In order to be able to install beats as a lightway shipper in any host environment, i would like to know if there is a possibility to add resource throttling in the Beats platform to prevent the host machine to consume all the resources.

The idea and proposal is to natively in beats be able to do this without the need of any 3rd party tool or configuration, so anyone is able to install beats as an agent without wondering around resource consumption.

Also, the idea of this is to ask:

Is this doable in the Beats platform?
What's the effort for this?

discuss enhancement

Source

gmoskovicz

Most helpful comment

We've debated this again, and I still think OS level solutions (cgroups and/or nice) are better suited for this tasks, because the kernel has better data on the resource usage and needs and can apply the limitations better.
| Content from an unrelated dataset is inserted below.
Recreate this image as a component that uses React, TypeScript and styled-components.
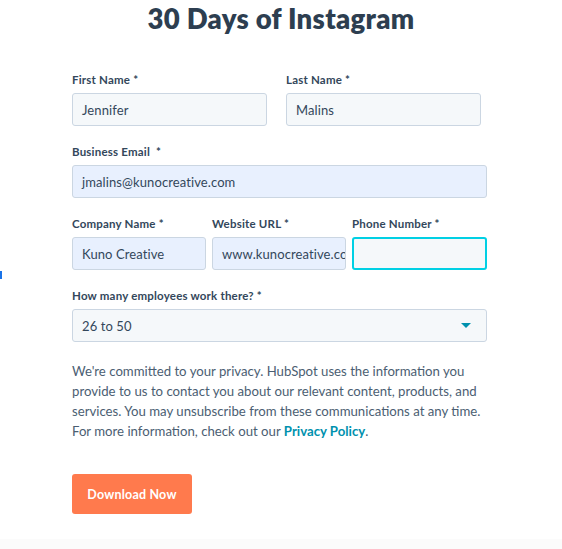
import React from 'react';
import styled, { createGlobalStyle } from 'styled-components';

const GlobalStyle = createGlobalStyle`
  html, body {
    margin: 0;
    padding: 0;
    background: #ffffff;
  }
  body {
    font-family: Lato, 'Liberation Sans', sans-serif;
    color: #33475b;
  }
`;

const Page = styled.div`
  position: relative;
  width: 562px;
  height: 549px;
  overflow: hidden;
  background: #ffffff;
`;

const Title = styled.h1`
  margin: 0;
  padding-top: 4px;
  text-align: center;
  font-size: 27.5px;
  line-height: 30px;
  font-weight: 800;
  color: #2d3e50;
  letter-spacing: 0.3px;
`;

const Form = styled.form`
  margin: 39px 0 0 72px;
  width: 415px;
  display: flex;
  flex-direction: column;
`;

const Row = styled.div<{ $cols: string; $gap: number }>`
  display: grid;
  grid-template-columns: ${({ $cols }) => $cols};
  column-gap: ${({ $gap }) => $gap}px;
  margin-bottom: 19px;
`;

const Field = styled.div`
  display: flex;
  flex-direction: column;
`;

const Label = styled.label`
  font-size: 11.5px;
  font-weight: 700;
  line-height: 14px;
  letter-spacing: 0.2px;
  color: #33475b;
  margin-bottom: 6px;
  white-space: pre;
`;

const Input = styled.div<{ $fill?: boolean; $focus?: boolean }>`
  box-sizing: border-box;
  height: 33px;
  display: flex;
  align-items: center;
  padding: 0 9px;
  font-size: 13px;
  letter-spacing: 0.1px;
  color: #33475b;
  white-space: nowrap;
  overflow: hidden;
  border-radius: 3px;
  background: ${({ $fill }) => ($fill ? '#e8f0fe' : '#f5f8fa')};
  border: ${({ $focus }) => ($focus ? '2px solid #00d0e4' : '1px solid #cbd6e2')};
`;

const Select = styled(Input)`
  justify-content: space-between;
  padding-right: 15px;
`;

const Caret = styled.span`
  width: 0;
  height: 0;
  border-left: 5px solid transparent;
  border-right: 5px solid transparent;
  border-top: 5px solid #0091ae;
`;

const Legal = styled.p`
  margin: 0;
  font-size: 13.2px;
  line-height: 20px;
  color: #4b5e72;
`;

const Link = styled.a`
  color: #0091ae;
  font-weight: 700;
  text-decoration: none;
`;

const Button = styled.button`
  margin-top: 33px;
  width: 120px;
  height: 40px;
  border: none;
  border-radius: 3px;
  background: #ff7a4d;
  color: #ffffff;
  font-family: Lato, 'Liberation Sans', sans-serif;
  font-size: 12.5px;
  font-weight: 700;
  letter-spacing: 0.2px;
  cursor: pointer;
`;

const Footer = styled.div`
  position: absolute;
  left: 0;
  right: 0;
  bottom: 0;
  height: 10px;
  background: #fbfbfb;
`;

const EdgeMark = styled.span`
  position: absolute;
  left: 0;
  top: 271px;
  width: 2px;
  height: 8px;
  background: #1a73e8;
`;

export const App: React.FC = () => {
  return (
    <Page>
      <GlobalStyle />
      <Title>30 Days of Instagram</Title>
      <Form>
        <Row $cols="195px 195px" $gap={19}>
          <Field>
            <Label>First Name *</Label>
            <Input>Jennifer</Input>
          </Field>
          <Field>
            <Label>Last Name *</Label>
            <Input>Malins</Input>
          </Field>
        </Row>
        <Row $cols="1fr" $gap={0}>
          <Field>
            <Label>{'Business Email  *'}</Label>
            <Input $fill>jmalins@kunocreative.com</Input>
          </Field>
        </Row>
        <Row $cols="134px 134px 135px" $gap={6}>
          <Field>
            <Label>Company Name *</Label>
            <Input $fill>Kuno Creative</Input>
          </Field>
          <Field>
            <Label>Website URL *</Label>
            <Input $fill>www.kunocreative.com</Input>
          </Field>
          <Field>
            <Label>Phone Number *</Label>
            <Input $focus />
          </Field>
        </Row>
        <Row $cols="1fr" $gap={0}>
          <Field>
            <Label>How many employees work there? *</Label>
            <Select>
              26 to 50
              <Caret />
            </Select>
          </Field>
        </Row>
        <Legal>
          We're committed to your privacy. HubSpot uses the information you provide to us to contact you
          about our relevant content, products, and services. You may unsubscribe from these communications
          at any time. For more information, check out our <Link href="#">Privacy Policy</Link>.
        </Legal>
        <div>
          <Button type="button">Download Now</Button>
        </div>
      </Form>
      <EdgeMark />
      <Footer />
    </Page>
  );
};

export default App;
This means the OS level solution is a lot less likely to introduce negative side effects.

Happy to reconsider if the OS level solutions don't prove to be applicable or to productize them if they do prove applicable.

tsg on 26 May 2017

👍2

All 4 comments

Something that works today is to limit the Beats to a single CPU core, via the max_procs setting. Of course, that can still be too much, so I understand the feature request.
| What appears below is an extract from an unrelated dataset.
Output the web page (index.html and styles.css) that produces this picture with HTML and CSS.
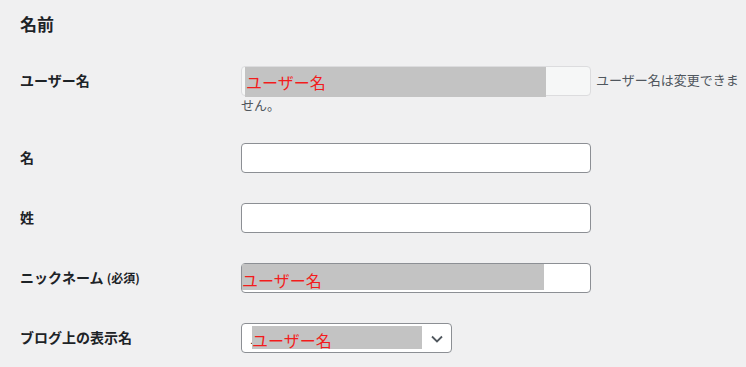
FILE: index.html
```html
<!DOCTYPE html>
<html lang="ja">
<head>
<meta charset="UTF-8">
<meta name="viewport" content="width=device-width, initial-scale=1.0">
<title>プロフィール</title>
<link rel="stylesheet" href="styles.css">
</head>
<body>

<div class="wrap">
  <h2 class="section-title">名前</h2>
  <table class="form-table">
    <tr>
      <th><label for="user_login">ユーザー名</label></th>
      <td>
        <span class="field"><input type="text" id="user_login" class="regular-text" disabled><span class="redact redact-login">ユーザー名</span></span>
        <span class="description">ユーザー名は変更できません。</span>
      </td>
    </tr>
    <tr>
      <th><label for="first_name">名</label></th>
      <td><span class="field"><input type="text" id="first_name" class="regular-text"></span></td>
    </tr>
    <tr>
      <th><label for="last_name">姓</label></th>
      <td><span class="field"><input type="text" id="last_name" class="regular-text"></span></td>
    </tr>
    <tr>
      <th><label for="nickname">ニックネーム <span class="required">(必須)</span></label></th>
      <td>
        <span class="field"><input type="text" id="nickname" class="regular-text"><span class="redact redact-nick">ユーザー名</span></span>
      </td>
    </tr>
    <tr>
      <th><label for="display_name">ブログ上の表示名</label></th>
      <td>
        <span class="field">
          <select id="display_name" class="display-select">
            <option>ユーザー名</option>
          </select>
          <svg class="chevron" width="12" height="8" viewBox="0 0 12 8"><polyline points="1,1.5 6,6.5 11,1.5" fill="none" stroke="#50575e" stroke-width="1.8"/></svg>
          <span class="redact redact-display">ユーザー名</span>
        </span>
      </td>
    </tr>
  </table>
</div>

</body>
</html>
```

FILE: styles.css
```css
body {
  margin: 0;
  background: #f0f0f1;
  color: #1d2327;
  font-family: "Noto Sans CJK JP", "Noto Sans", sans-serif;
  font-size: 13px;
}
.wrap {
  padding: 0 0 0 20px;
}
.section-title {
  font-size: 17px;
  font-weight: 600;
  line-height: 22px;
  margin: 13px 0 16px;
}
.form-table {
  border-collapse: collapse;
  width: 100%;
}
.form-table th {
  width: 201px;
  padding: 20px 10px 20px 0;
  text-align: left;
  vertical-align: top;
  font-size: 14px;
  font-weight: 600;
  line-height: 18px;
}
.form-table td {
  padding: 15px 0 15px 10px;
  vertical-align: top;
  line-height: 17px;
}
.required {
  font-size: 12px;
}
.field {
  position: relative;
  display: inline-block;
  vertical-align: middle;
}
.regular-text,
.display-select {
  display: block;
  box-sizing: border-box;
  height: 30px;
  margin: 0;
  border: 1px solid #8c8f94;
  border-radius: 4px;
  background: #fff;
  font-family: inherit;
  font-size: 14px;
  color: #2c3338;
}
.regular-text {
  width: 350px;
  padding: 0 8px;
}
.regular-text:disabled {
  background: #f6f7f7;
  border-color: #dcdcde;
}
.display-select {
  width: 211px;
  padding: 0 24px 0 8px;
  appearance: none;
  -webkit-appearance: none;
}
.chevron {
  position: absolute;
  left: 190px;
  top: 12px;
}
.description {
  margin-left: 2px;
  color: #50575e;
}
.redact {
  position: absolute;
  background: #c3c3c3;
  color: #f21c1c;
  font-size: 16px;
  white-space: nowrap;
  overflow: visible;
}
.redact-login {
  left: 4px;
  top: 1px;
  width: 301px;
  height: 30px;
  line-height: 31px;
  padding-left: 1px;
  box-sizing: border-box;
}
.redact-nick {
  left: 1px;
  top: 1px;
  width: 302px;
  height: 26px;
  line-height: 32px;
}
.redact-display {
  left: 11px;
  top: 3px;
  width: 170px;
  height: 23px;
  line-height: 28px;
}
```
I guess there are two ways we could go about this (just dumping my thoughts to start a discussion on this):

add a variable sleep where the data is generated (i.e. line reading in Filebeat or packet sniffing in Packetbeat) that we increase/decrease depending on the current CPU usage.
use OS tools to limit the CPU (e.g. cgroups on linux) but hide that in our programs, so the user doesn't even have to know we're using OS features. This could be done, for example, as a feature of the init script or during the demonization phase.

Notes:

Option 1 has the advantage that it works on all OSes. Option 2 probably doesn't exist on macOs and I'm not sure about Windows.
Option 2 has the advantage that it works for all Beats (e.g. not sure how to apply option 1 on Metricbeat)
In Option 1 the feedback loop could be quite long, causing the feature to seem broken. For example, we know that multiline events add a significant CPU overhead (because we need to apply regexps). If these expensive events show from time to time, they will make the CPU usage go above the limit for a while. We will adjust the sleeps, but by the time we applied the new sleeps the expensive events have passed, so now we're way below the limit. I can see this coming back at us as a bug report.
Another example where Option 1 will seem broken: If the Beat needs to do heavy processing that's not synchronous to the events (lines in Filebeat, packets in Packetbeat), for example they are busy with garbage collection, increasing the sleeps will eventually bring the Beat to a complete halt while not reducing the CPU time below the limit.

tsg on 14 Oct 2016

@tsg i'm +1 on option number 1, but i see the disadvantages and probably the technical problems that we might be missing that are not considered in your notes. That said, cgroups automatic configuration is a good idea and we can take a look at Job Objects (https://msdn.microsoft.com/en-us/library/windows/desktop/ms684161(v=vs.85).aspx) as a possible solution for windows environments.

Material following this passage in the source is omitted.